Tomcat waiting for join jgroups cluster

https://stackoverflow.com/questions/13881735

08-12-2021
|

Question

I uses EHCache + JGroups to replicate the cache of my webapps on 3 tomcat instances.

<!-- Use jgroups (UDP) to replicate cache among the cluster -->
    <cacheManagerPeerProviderFactory
        class="net.sf.ehcache.distribution.jgroups.JGroupsCacheManagerPeerProviderFactory"
properties="channelName=EH_CACHE_STA::connect=UDP(mcast_addr=229.10.10.10;mcast_port=45567;):PING:MERGE2:FD_SOCK:VERIFY_SUSPECT:pbcast.NAKACK:UNICAST:pbcast.STABLE:FRAG:pbcast.GMS"
        propertySeparator="::" />

Sometimes a tomcat instance don't restart. In the jgroups logs I can see :

[webapp] WARN  2012-12-14 15:36:55,784 [GMS] : join(tc-fr-sta-tomcat1-32427) sent to b0dc40aa-12aa-4045-01e4-c80b013dbb13 timed out (after 5000 ms), retrying
[webapp] WARN  2012-12-14 15:36:55,785 [UDP] : tc-fr-sta-tomcat1-32427: no physical address for b0dc40aa-12aa-4045-01e4-c80b013dbb13, dropping message

It seems the node try to join himself ???! We have to restart all tomcat in production to restore the cluster.

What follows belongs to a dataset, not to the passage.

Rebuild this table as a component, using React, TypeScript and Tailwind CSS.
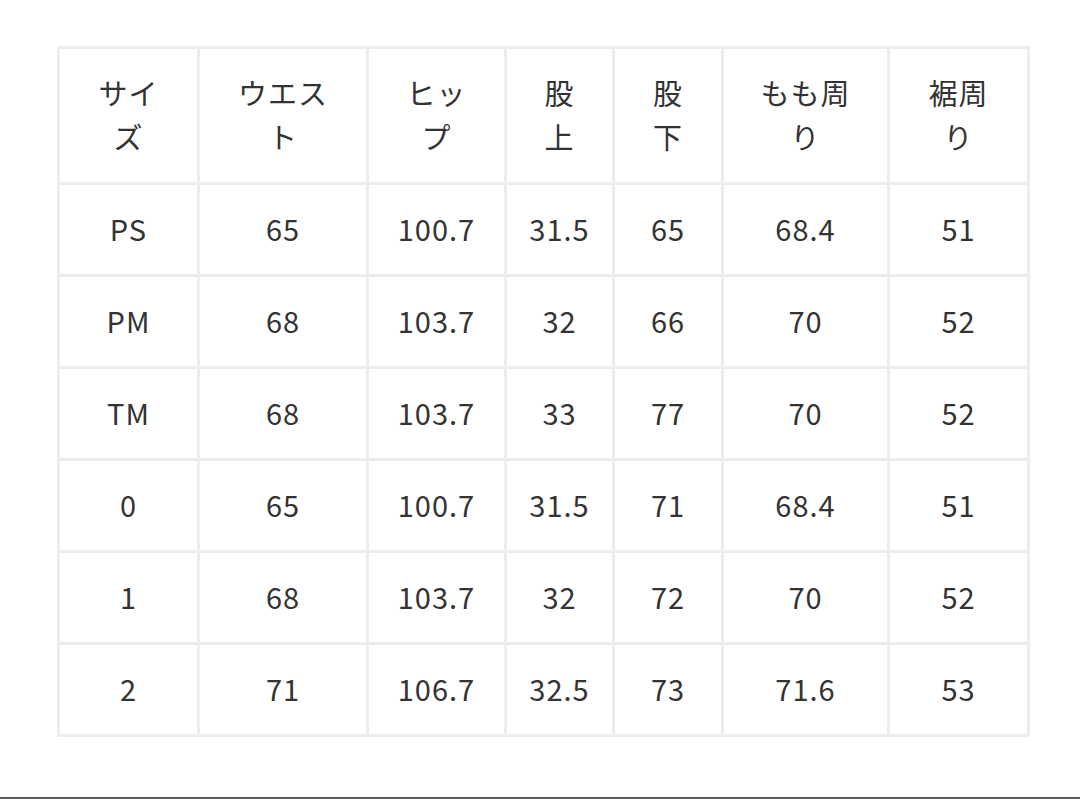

Anybody can help me to resolve this issue ?

Solution

Which version of JGroups is this running with (java -jar jgroups.jar) ? I recommend to run with the latest stable version. Also, set timer_type="old" in UDP.

In addition, it would be better if ehcache allowed for a JGroups config to be defined in an XML file, perhaps the latest version does this ? (I'm not an ehcache expert). Cheers, Bela

Licensed under: CC-BY-SA with attribution

Not affiliated with StackOverflow